Returning to his office, he finds a note from his uncle, "At home, this P.M." He realizes that this means Benn's old apartment and goes to see him there. Kenneth doesn't tell him everything that he and Fishl talked about. When he suggests that Benn could say no to everything: to moving into the Roanoke and to the maneuvers with Vilitzer, Benn replies, "How can I? I have a certain obligation to Matilda... I can't tell her that she has to lead the dull life of a professor's wife." Kenneth realizes that because of his own relationship with Treckie, he doesn't have much to say that wouldn't sound like hypocrisy.

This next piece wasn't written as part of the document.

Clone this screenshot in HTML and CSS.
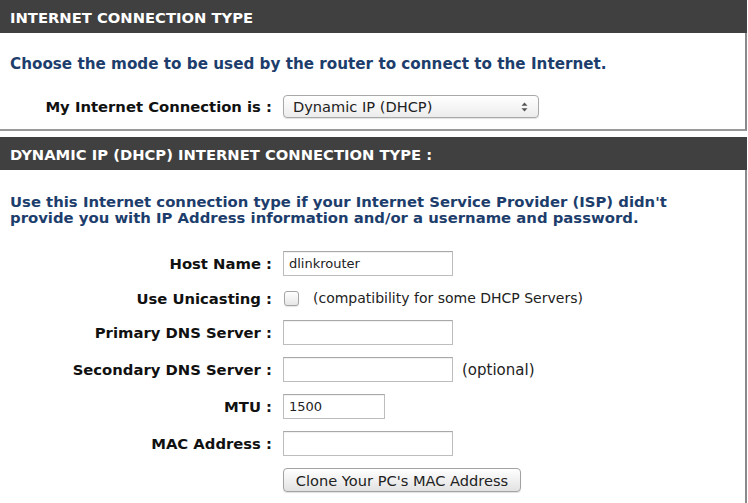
FILE: index.html
```html
<!DOCTYPE html>
<html>
<head>
<meta charset="utf-8">
<link rel="stylesheet" href="styles.css">
</head>
<body>
<section class="panel panel-first">
  <div class="panel-head">INTERNET CONNECTION TYPE</div>
  <div class="panel-body">
    <p class="intro">Choose the mode to be used by the router to connect to the Internet.</p>
    <div class="mode-row">
      <span class="label">My Internet Connection is :</span>
      <span class="select-wrap">
        <select class="select">
          <option>Dynamic IP (DHCP)</option>
        </select>
        <svg class="select-arrows" width="7" height="10" viewBox="0 0 7 10"><path d="M3.5 0.5 L6.5 3.8 H0.5 Z M3.5 9.5 L6.5 6.2 H0.5 Z" fill="#555"/></svg>
      </span>
    </div>
  </div>
</section>

<section class="panel panel-second">
  <div class="panel-head">DYNAMIC IP (DHCP) INTERNET CONNECTION TYPE :</div>
  <div class="panel-body">
    <p class="intro intro-narrow">Use this Internet connection type if your Internet Service Provider (ISP) didn't provide you with IP Address information and/or a username and password.</p>
    <div class="form">
      <div class="row">
        <span class="label">Host Name :</span>
        <span class="field"><input class="text" type="text" value="dlinkrouter"></span>
      </div>
      <div class="row row-short">
        <span class="label">Use Unicasting :</span>
        <span class="field"><input class="check" type="checkbox"><span class="note note-check">(compatibility for some DHCP Servers)</span></span>
      </div>
      <div class="row">
        <span class="label">Primary DNS Server :</span>
        <span class="field"><input class="text" type="text" value=""></span>
      </div>
      <div class="row">
        <span class="label">Secondary DNS Server :</span>
        <span class="field"><input class="text" type="text" value=""><span class="note note-opt">(optional)</span></span>
      </div>
      <div class="row">
        <span class="label">MTU :</span>
        <span class="field"><input class="text text-small" type="text" value="1500"></span>
      </div>
      <div class="row">
        <span class="label">MAC Address :</span>
        <span class="field"><input class="text" type="text" value=""></span>
      </div>
      <div class="row row-button">
        <span class="label"></span>
        <span class="field"><button class="btn" type="button">Clone Your PC's MAC Address</button></span>
      </div>
    </div>
  </div>
</section>
</body>
</html>
```
FILE: styles.css
```css
html, body {
  margin: 0;
  padding: 0;
  background: #fff;
}
body {
  width: 748px;
  font-family: "DejaVu Sans", Verdana, sans-serif;
  font-size: 13px;
  color: #000;
}
.panel {
  width: 747px;
}
.panel-second {
  margin-top: 6px;
}
.panel-head {
  height: 33px;
  line-height: 36px;
  background: #404040;
  color: #fff;
  font-weight: bold;
  font-size: 14.75px;
  padding-left: 10px;
  box-sizing: border-box;
  white-space: nowrap;
}
.panel-body {
  border-right: 2px solid #8a8a8a;
  border-bottom: 2px solid #9a9a9a;
  padding: 23px 0 0 10px;
}
.panel-first .panel-body {
  padding-bottom: 11px;
}
.panel-second .panel-body {
  padding-bottom: 9px;
}
.panel-second .intro {
  margin-top: 1px;
}
.intro {
  margin: 0;
  color: #1d3e6c;
  font-weight: bold;
  font-size: 15.2px;
  line-height: 16px;
  width: 690px;
  white-space: normal;
}
.intro-narrow {
  font-size: 14.85px;
}
.mode-row {
  display: flex;
  align-items: center;
  margin-top: 23px;
}
.label {
  width: 262px;
  flex: none;
  text-align: right;
  font-weight: bold;
  font-size: 14.8px;
  white-space: nowrap;
  margin-right: 11px;
  color: #111;
}
.select-wrap {
  position: relative;
  display: inline-block;
  height: 23px;
}
.select {
  -webkit-appearance: none;
  appearance: none;
  width: 256px;
  height: 23px;
  box-sizing: border-box;
  border: 1px solid #a9a9a9;
  border-radius: 4px;
  background: linear-gradient(#ffffff, #ececec);
  font-family: "DejaVu Sans", sans-serif;
  font-size: 14.6px;
  color: #222;
  padding: 0 0 0 9px;
  margin: 0;
  box-shadow: 0 1px 1px rgba(0,0,0,0.12);
}
.select-arrows {
  position: absolute;
  right: 11px;
  top: 7px;
}
.form {
  margin-top: 19px;
}
.row {
  display: flex;
  align-items: center;
  height: 37px;
}
.row-short {
  height: 32px;
}
.row-button {
  height: 36px;
  align-items: flex-start;
  padding-top: 6px;
  box-sizing: border-box;
}
.field {
  display: flex;
  align-items: center;
}
.text {
  width: 170px;
  height: 25px;
  box-sizing: border-box;
  border: 1px solid #bdbdbd;
  border-top-color: #a8a8a8;
  margin: 0;
  padding: 0 5px;
  font-family: "DejaVu Sans", sans-serif;
  font-size: 13px;
  color: #222;
  background: #fff;
  box-shadow: inset 0 1px 1px rgba(0,0,0,0.06);
}
.text-small {
  width: 102px;
}
.check {
  -webkit-appearance: none;
  appearance: none;
  width: 15px;
  height: 15px;
  margin: 0 0 0 1px;
  box-sizing: border-box;
  border: 1px solid #a5a5a5;
  border-radius: 3px;
  background: linear-gradient(#ffffff, #e6e6e6);
  box-shadow: 0 1px 1px rgba(0,0,0,0.1);
}
.note {
  font-family: "DejaVu Sans", sans-serif;
  font-size: 14px;
  color: #222;
}
.note-check {
  margin-left: 14px;
}
.note-opt {
  margin-left: 9px;
  font-size: 15px;
}
.btn {
  width: 238px;
  height: 24px;
  box-sizing: border-box;
  border: 1px solid #a3a3a3;
  border-radius: 4px;
  background: linear-gradient(#ffffff, #e2e2e2);
  font-family: "DejaVu Sans", sans-serif;
  font-size: 14.6px;
  color: #222;
  padding: 0;
  margin: 0;
  box-shadow: 0 1px 1px rgba(0,0,0,0.12);
}
```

When he urges Benn to let Fishl handle his father, Benn resists: "I prefer to do it myself, if it has to be done at all.... I can't think of a single thing that Fishl ever succeeded in." Moreover, he has a new perspective on the matter:
"Everything looks different from Parrish Place. I've never lived so close to the center of things. And every time I come near a window, I see that goddam skyscraper. My old life is lying under it -- my mother's kitchen, my father's bookshelves, the mulberry trees. It's like one of those drowned villages in the TVA valley, where you'd have to be a scuba diver to revisit your childhood."
Kenneth is convinced, however, that Fishl is on the right track and that Benn is just playing into the hands of the Layamons. He reflects again on what his uncle "said to the newsman who interviewed him on the dangers of radioactivity from Three Mile Island and Chernobyl -- something like: 'Sorrow at heart killeth full many a man.' And it's a safe guess that there are more deaths from heartbreak than from atomic radiation. Yet there are no mass movements against heartbreak, and no demonstrations against it in the streets." 

But most of all, he hates to see his uncle "used against Harold Vilitzer."